I've been reading a lot of books lately, mostly because of Amazon's new lending program, Kindle Unlimited.  With a Prime membership you can check out ten titles at a time, turn them in when you're done, and check out more.  One at a time, or all ten at once, it makes no difference.

I cannot tell you how much money this has saved me, especially in the cooking, gardening, and prepper genres.  I no longer have to spend $10 on a title, only to find out the person has poor taste, poor writing skills, created a deceptive title for quick cash, or is Paranoid Beyond Belief.  Seriously, some preppers think the National Guard is going to be marching down our streets *tomorrow* grabbing the Big Macs and rifles out of our hands and making us stand in line to beg for a cup of rice.  Some of those people are freaking scary.

BUT... being the person on the spectrum that I am, I am a big enough worrier that I DO believe in being prepared.  I have no expectations about WHEN I'm going to need these things, but the scary preppers do, and that's the difference.  They're motivated by the panic that they may already be too late.  Me, I'm motivated by the adage "better safe than sorry".  To be honest, after living through Hurricane Katrina, then Hurricane Ike just a short time later, and a couple of instances where utilities just went out for days with no apparent reason (other than the local electric or water company was abysmally incompetent), I prepare because I do not like the feeling of scrambling to make sure my family stays healthy and fed.

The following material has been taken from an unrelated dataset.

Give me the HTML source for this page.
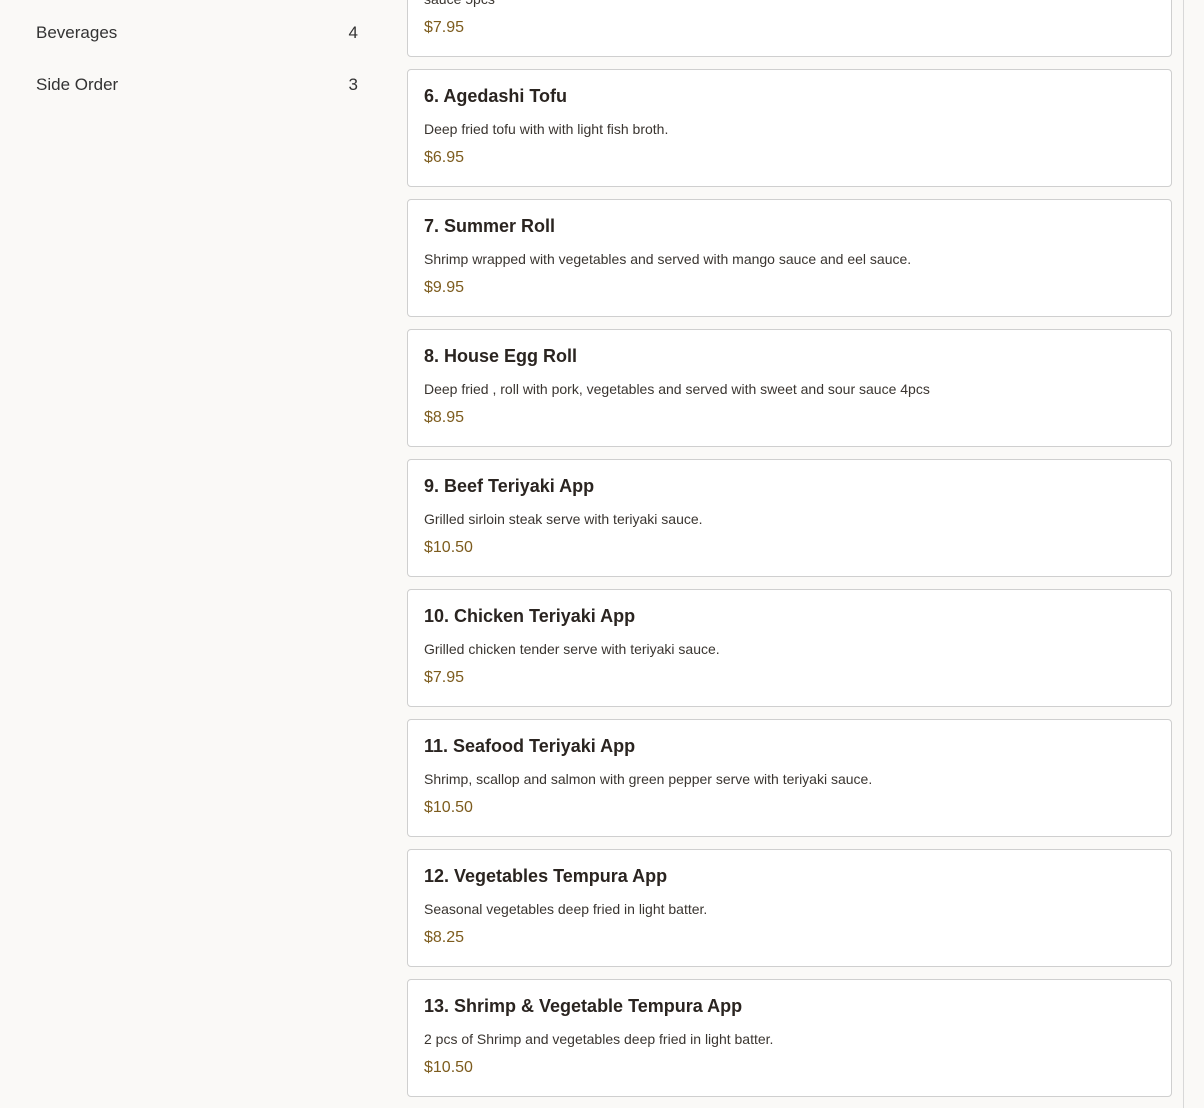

I mean, what would you do if you opened the kitchen tap tomorrow, and nothing came out?  You'd run to the store and buy a jug of water, right?  But what if you're in the midst of an emergency, like a hurricane or storm watch, got to the store and it was all purchased already?  Or worse, the stores were closed?  You'd be standing in the yard with a bucket, praying for rain.  Not a happy feeling.

So I prep where I can.  I believe in having a pantry of food that you can draw from if your spouse loses their job.  I believe in gardening for your own food.  Not only is it therapeutic, but with grocery prices increasing on an average of almost 50% over the last five years, it's an economic necessity.  I still haven't managed to make rain barrels to capture and store water yet, but I plan to.  You'll get the necessity the first time you cut up a chicken, go to the kitchen sink to wash the salmonella off your hands, and nothing comes out of the tap.  Yeah, that was a fun day.

At the very least, I believe every grownup in America, whether you have a family or not, should have enough food in the house to live for at least a month.  Even if you are responsible enough to have money saved up in your account, if you lost your job tomorrow would you want to see that money dwindle away on food?  You may need that to go job hunting... new suits, running to Kinko's for a nice resume printing, or gas money.  Plus, canned or stored food can be more convenient than fast food when you're tired from hitting the job market.  I mean, it's already in your house, how much more convenient can you get?  And then if you haven't got a job by the end of the month, you will have saved money otherwise spent.  Am I right?

So I say be prepared.  Don't make me trot out the story about the ant and the grasshopper.